"""
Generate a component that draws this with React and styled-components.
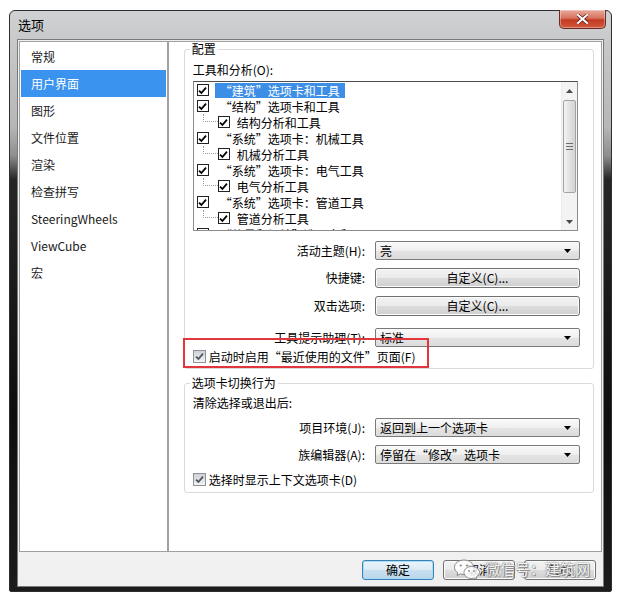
import React from "react";
import styled, { createGlobalStyle } from "styled-components";

const GlobalStyle = createGlobalStyle`
  html, body {
    margin: 0;
    padding: 0;
    background: #fff;
  }
  body {
    font-family: "Noto Sans CJK SC", "Noto Sans", sans-serif;
    font-size: 12px;
    color: #000;
  }
  * {
    box-sizing: border-box;
  }
`;

const Window = styled.div`
  margin: 10px 0 0 9px;
  width: 603px;
  height: 582px;
  display: flex;
  flex-direction: column;
  padding: 0 7px 4px 7px;
  border: 1px solid #2e2e2e;
  border-radius: 6px 6px 2px 2px;
  background: linear-gradient(
    180deg,
    #cfd1d3 0%,
    #c3c5c7 8%,
    #b4b6b8 20%,
    #8c8d8e 25%,
    #262626 29%,
    #0e0e0e 70%,
    #1c1c1c 100%
  );
`;

const TitleBar = styled.div`
  height: 28px;
  display: flex;
  align-items: center;
  justify-content: space-between;
`;

const Title = styled.div`
  margin-left: 1px;
  font-size: 13px;
  line-height: 16px;
  color: #000;
`;

const CloseButton = styled.div`
  align-self: flex-start;
  margin: -1px -2px 0 0;
  width: 47px;
  height: 19px;
  display: flex;
  align-items: center;
  justify-content: center;
  border: 1px solid #6b2a22;
  border-top: none;
  border-radius: 0 0 5px 5px;
  background: linear-gradient(180deg, #e9a99b 0%, #d7735f 45%, #c23a22 55%, #d2583c 100%);
  box-shadow: inset 0 0 0 1px rgba(255, 255, 255, 0.35);
`;

const Client = styled.div`
  flex: 1;
  display: flex;
  flex-direction: column;
  background: #f0f0f0;
  border: 1px solid #7a7a7a;
  padding: 1px 1px 0 1px;
`;

const Body = styled.div`
  display: flex;
  height: 511px;
`;

const Sidebar = styled.div`
  width: 149px;
  background: #fff;
  border: 1px solid #a0a0a0;
  padding: 1px 1px 0;
  display: flex;
  flex-direction: column;
`;

const NavItem = styled.div`
  height: 27px;
  line-height: 27px;
  padding-left: 10px;
  font-size: 12px;
  color: ${({ $active }) => ($active ? "#fff" : "#1a1a1a")};
  background: ${({ $active }) => ($active ? "#3a93ee" : "transparent")};
`;

const Content = styled.div`
  position: relative;
  width: 435px;
  background: #fff;
  border: 1px solid #a0a0a0;
  padding: 0 7px 0 15px;
`;

const Group = styled.fieldset`
  margin: ${({ $mt }) => $mt || 0}px 0 0;
  padding: ${({ $pt }) => $pt}px 13px ${({ $pb }) => $pb}px 8px;
  border: 1px solid #dadada;
  border-radius: 3px;
  min-width: 0;
`;

const Legend = styled.legend`
  margin-left: -3px;
  padding: 0 2px;
  line-height: 14px;
  font-size: 12px;
`;

const Text = styled.div`
  line-height: 14px;
  margin-top: ${({ $mt }) => $mt || 0}px;
`;

const ListBox = styled.div`
  margin: 4px 2px 0 0;
  height: 150px;
  display: flex;
  border: 1px solid #8c8c8c;
  border-top-color: #4f4f4f;
  background: #fff;
  overflow: hidden;
`;

const Rows = styled.div`
  flex: 1;
  overflow: hidden;
`;

const TreeRow = styled.div`
  height: 16px;
  display: flex;
  align-items: center;
  padding-left: ${({ $level }) => ($level ? 9 : 3)}px;
  white-space: nowrap;
`;

const Connector = styled.span`
  align-self: flex-start;
  width: 15px;
  height: 8px;
  border-left: 1px dotted #a0a0a0;
  border-bottom: 1px dotted #a0a0a0;
`;

const RowLabel = styled.span`
  margin-left: ${({ $level }) => ($level ? 2 : 6)}px;
  padding: 0 5px;
  height: 15px;
  line-height: 15px;
  color: ${({ $selected }) => ($selected ? "#fff" : "#000")};
  background: ${({ $selected }) => ($selected ? "#3d8ee6" : "transparent")};
`;

const Box = styled.span`
  flex: none;
  width: ${({ $variant }) => ($variant === "soft" ? 13 : 12)}px;
  height: ${({ $variant }) => ($variant === "soft" ? 13 : 12)}px;
  display: inline-flex;
  align-items: center;
  justify-content: center;
  border: 1px solid ${({ $variant }) => ($variant === "soft" ? "#8e9299" : "#222")};
  background: ${({ $variant }) =>
    $variant === "soft" ? "linear-gradient(180deg, #cfd1d4, #f3f3f3)" : "#fff"};
  color: ${({ $variant }) => ($variant === "soft" ? "#4a5668" : "#000")};
`;

const ScrollBar = styled.div`
  width: 16px;
  display: flex;
  flex-direction: column;
  background: #f3f3f3;
  border-left: 1px solid #ececec;
`;

const ScrollArrow = styled.div`
  height: 17px;
  display: flex;
  align-items: center;
  justify-content: center;
`;

const Track = styled.div`
  flex: 1;
  padding: 1px 1px 0;
`;

const Thumb = styled.div`
  height: 93px;
  display: flex;
  flex-direction: column;
  align-items: center;
  justify-content: center;
  gap: 2px;
  border: 1px solid #a3a3a3;
  border-radius: 2px;
  background: linear-gradient(90deg, #f4f4f4, #e2e2e2 50%, #d3d3d3);
`;

const Grip = styled.span`
  width: 7px;
  height: 1px;
  background: #6c6c6c;
`;

const FieldRow = styled.div`
  display: grid;
  grid-template-columns: 1fr 205px;
  column-gap: 10px;
  align-items: center;
  margin-top: ${({ $mt }) => $mt}px;
`;

const FieldLabel = styled.div`
  text-align: right;
  line-height: 14px;
  white-space: nowrap;
`;

const Combo = styled.div`
  height: 19px;
  display: flex;
  align-items: center;
  justify-content: space-between;
  padding: 0 8px 0 4px;
  border: 1px solid #7a7a7a;
  border-radius: 2px;
  background: linear-gradient(180deg, #fafafa, #efefef 50%, #e4e4e4 51%, #dcdcdc);
  line-height: 17px;
`;

const PushButton = styled.div`
  height: ${({ $h }) => $h || 20}px;
  width: ${({ $w }) => ($w ? `${$w}px` : "auto")};
  margin-left: ${({ $ml }) => $ml || 0}px;
  display: flex;
  align-items: center;
  justify-content: center;
  border: 1px solid ${({ $primary }) => ($primary ? "#3c7fb1" : "#707070")};
  border-radius: 3px;
  background: ${({ $primary }) =>
    $primary
      ? "linear-gradient(180deg, #eaf4fb, #dbeaf5 50%, #c8dff0 51%, #bcd6ea)"
      : "linear-gradient(180deg, #f2f2f2, #ebebeb 50%, #dddddd 51%, #cfcfcf)"};
  box-shadow: ${({ $primary }) => ($primary ? "inset 0 0 0 1px #a6def7" : "inset 0 0 0 1px #fcfcfc")};
  line-height: 14px;
`;

const CheckRow = styled.div`
  display: flex;
  align-items: center;
  gap: 3px;
  height: 14px;
  margin-top: ${({ $mt }) => $mt}px;
  white-space: nowrap;
`;

const Annotation = styled.div`
  position: absolute;
  left: 14px;
  top: 296px;
  width: 246px;
  height: 30px;
  border: 2px solid #e2353d;
`;

const Footer = styled.div`
  position: relative;
  flex: 1;
  display: flex;
  justify-content: flex-end;
  align-items: flex-start;
  padding: 8px 6px 0 0;
`;

const Watermark = styled.div`
  position: absolute;
  left: 434px;
  top: 6px;
  display: flex;
  align-items: center;
  gap: 4px;
  font-size: 15px;
  line-height: 22px;
  color: rgba(255, 255, 255, 0.92);
  text-shadow: 0 0 1px #777, 0 0 2px #888, 1px 1px 0 #999;
  white-space: nowrap;
`;

const Check = ({ variant }) => (
  <Box $variant={variant}>
    <svg width="9" height="9" viewBox="0 0 9 9">
      <path d="M1 4.6 L3.4 7 L8 1.6" fill="none" stroke="currentColor" strokeWidth="1.8" />
    </svg>
  </Box>
);

const DownArrow = () => (
  <svg width="7" height="4" viewBox="0 0 7 4">
    <path d="M0 0 H7 L3.5 4 Z" fill="#000" />
  </svg>
);

const navItems = ["常规", "用户界面", "图形", "文件位置", "渲染", "检查拼写", "SteeringWheels", "ViewCube", "宏"];

const tools = [
  { label: "“建筑”选项卡和工具", level: 0, selected: true },
  { label: "“结构”选项卡和工具", level: 0 },
  { label: "结构分析和工具", level: 1 },
  { label: "“系统”选项卡：机械工具", level: 0 },
  { label: "机械分析工具", level: 1 },
  { label: "“系统”选项卡：电气工具", level: 0 },
  { label: "电气分析工具", level: 1 },
  { label: "“系统”选项卡：管道工具", level: 0 },
  { label: "管道分析工具", level: 1 },
  { label: "“体量和场地”选项卡和工具", level: 0 },
];

const App = () => {
  return (
    <>
      <GlobalStyle />
      <Window>
        <TitleBar>
          <Title>选项</Title>
          <CloseButton>
            <svg width="11" height="10" viewBox="0 0 11 10">
              <path
                d="M1 1 L10 9 M10 1 L1 9"
                stroke="#5a1d14"
                strokeWidth="3.4"
                strokeLinecap="square"
              />
              <path d="M1 1 L10 9 M10 1 L1 9" stroke="#fff" strokeWidth="2" strokeLinecap="square" />
            </svg>
          </CloseButton>
        </TitleBar>
        <Client>
          <Body>
            <Sidebar>
              {navItems.map((item) => (
                <NavItem key={item} $active={item === "用户界面"}>
                  {item}
                </NavItem>
              ))}
            </Sidebar>
            <Content>
              <Group $pt={7} $pb={5}>
                <Legend>配置</Legend>
                <Text>工具和分析(O):</Text>
                <ListBox>
                  <Rows>
                    {tools.map(({ label, level, selected }) => (
                      <TreeRow key={label} $level={level}>
                        {level ? <Connector /> : null}
                        <Check />
                        <RowLabel $level={level} $selected={selected}>
                          {label}
                        </RowLabel>
                      </TreeRow>
                    ))}
                  </Rows>
                  <ScrollBar>
                    <ScrollArrow>
                      <svg width="7" height="4" viewBox="0 0 7 4">
                        <path d="M0 4 H7 L3.5 0 Z" fill="#4a4a4a" />
                      </svg>
                    </ScrollArrow>
                    <Track>
                      <Thumb>
                        <Grip />
                        <Grip />
                        <Grip />
                      </Thumb>
                    </Track>
                    <ScrollArrow>
                      <svg width="7" height="4" viewBox="0 0 7 4">
                        <path d="M0 0 H7 L3.5 4 Z" fill="#4a4a4a" />
                      </svg>
                    </ScrollArrow>
                  </ScrollBar>
                </ListBox>
                <FieldRow $mt={10}>
                  <FieldLabel>活动主题(H):</FieldLabel>
                  <Combo>
                    <span>亮</span>
                    <DownArrow />
                  </Combo>
                </FieldRow>
                <FieldRow $mt={8}>
                  <FieldLabel>快捷键:</FieldLabel>
                  <PushButton>自定义(C)...</PushButton>
                </FieldRow>
                <FieldRow $mt={8}>
                  <FieldLabel>双击选项:</FieldLabel>
                  <PushButton>自定义(C)...</PushButton>
                </FieldRow>
                <FieldRow $mt={12}>
                  <FieldLabel>工具提示助理(T):</FieldLabel>
                  <Combo>
                    <span>标准</span>
                    <DownArrow />
                  </Combo>
                </FieldRow>
                <CheckRow $mt={2}>
                  <Check variant="soft" />
                  <span>启动时启用“最近使用的文件”页面(F)</span>
                </CheckRow>
              </Group>
              <Group $mt={7} $pt={6} $pb={6}>
                <Legend>选项卡切换行为</Legend>
                <Text>清除选择或退出后:</Text>
                <FieldRow $mt={8}>
                  <FieldLabel>项目环境(J):</FieldLabel>
                  <Combo>
                    <span>返回到上一个选项卡</span>
                    <DownArrow />
                  </Combo>
                </FieldRow>
                <FieldRow $mt={8}>
                  <FieldLabel>族编辑器(A):</FieldLabel>
                  <Combo>
                    <span>停留在“修改”选项卡</span>
                    <DownArrow />
                  </Combo>
                </FieldRow>
                <CheckRow $mt={8}>
                  <Check variant="soft" />
                  <span>选择时显示上下文选项卡(D)</span>
                </CheckRow>
              </Group>
              <Annotation />
            </Content>
          </Body>
          <Footer>
            <PushButton $primary $w={72}>
              确定
            </PushButton>
            <PushButton $w={72} $ml={9}>
              取消
            </PushButton>
            <PushButton $w={72} $ml={9}>
              帮助
            </PushButton>
            <Watermark>
              <svg width="28" height="22" viewBox="0 0 28 22">
                <g fill="rgba(255,255,255,0.85)" stroke="#8a8a8a" strokeWidth="1">
                  <path d="M11 2 C5.5 2 1.5 5.3 1.5 9.3 C1.5 11.6 2.8 13.5 4.8 14.8 L4 17.5 L7.2 15.9 C8.4 16.3 9.7 16.5 11 16.5 C16.5 16.5 20.5 13.2 20.5 9.3 C20.5 5.3 16.5 2 11 2 Z" />
                  <path d="M18.5 8.5 C14.2 8.5 11 11.2 11 14.5 C11 17.8 14.2 20.5 18.5 20.5 C19.5 20.5 20.4 20.3 21.2 20 L23.8 21.3 L23.2 19 C25.2 17.9 26.5 16.3 26.5 14.5 C26.5 11.2 22.8 8.5 18.5 8.5 Z" />
                </g>
                <g fill="#8a8a8a">
                  <circle cx="7.8" cy="7.5" r="1.1" />
                  <circle cx="14" cy="7.5" r="1.1" />
                  <circle cx="16" cy="13" r="0.9" />
                  <circle cx="21" cy="13" r="0.9" />
                </g>
              </svg>
              <span>微信号：建筑网</span>
            </Watermark>
          </Footer>
        </Client>
      </Window>
    </>
  );
};

export default App;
"""
Gather and return every line that holds the string "components".

**EXERCISE RESULT:**
Generate a component that draws this with React and styled-components.
import styled, { createGlobalStyle } from "styled-components";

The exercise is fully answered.